May I start by paying tribute to the right hon. and learned Member for Rushcliffe (Mr Clarke)? He is one of the very few voices of sanity on the Government side of the House with regard to Brexit. When the history books are written about this damaging period for the United Kingdom, his name will be right at the top as the person who tried his very hardest to save Britain from doing damage to itself when leaving the European Union. That is what the vast majority of Members on the Opposition side of the House have been trying to achieve with their amendments to the Bill, and certainly with the amendments in the names of my hon. and right hon. Friends this evening.

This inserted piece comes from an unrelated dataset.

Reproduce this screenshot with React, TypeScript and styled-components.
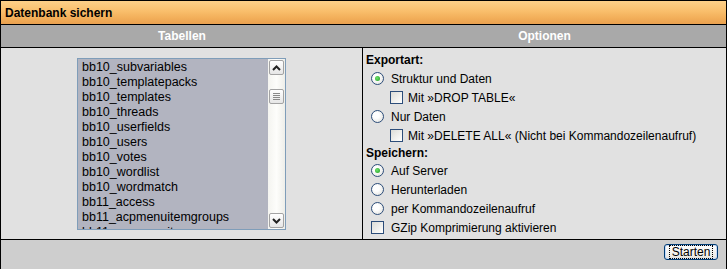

May I also pay tribute to the Clerks of the House, who have marshalled this Bill incredibly well through the last eight days in Committee? The emails that have
come to many of us who submitted amendments have been detailed and helpful, and great tribute goes to the Clerks. They thoroughly deserve their Christmas break, but they should rest assured that we will be back in January to work them just as hard on Report and Third Reading. So merry Christmas and thank you to the staff in the Clerks’ office of this House.
I am slightly confused by the Minister’s approach to new clauses 54 and 13—the two new clauses I would like to concentrate on this evening. That is particularly true of new clause 54, because I thought the whole point of legislation was to put Government policy on the statute book. I thought Government policy would come forward—whether in a manifesto or in a speech, as in the Florence speech—and would then be codified in legislation in order that the Government’s wishes were put into law. That seems to be the process that this Parliament has been going through for several hundred years.
For the Minister to come to the Dispatch Box and say, “Yes, this is Government policy, but we don’t put it into law” seems to be an excuse not to put it into law. I think we could all draw the same conclusion from that excuse: as the right hon. and learned Gentleman has indicated, the Cabinet does not agree on the Florence speech—it is trying to change the dynamics and the content of the Florence speech—and the Prime Minister is desperately trying to hold the extreme right wing of the Conservative party within this process and to manage her party rather than this process. Otherwise, as the right hon. and learned Gentleman said, there was nothing in new clause 54 that the Prime Minister did not say in her Florence speech that should not be codified in the Bill to enable this Parliament and the country to be comfortable that the Florence speech is the direction of the Government.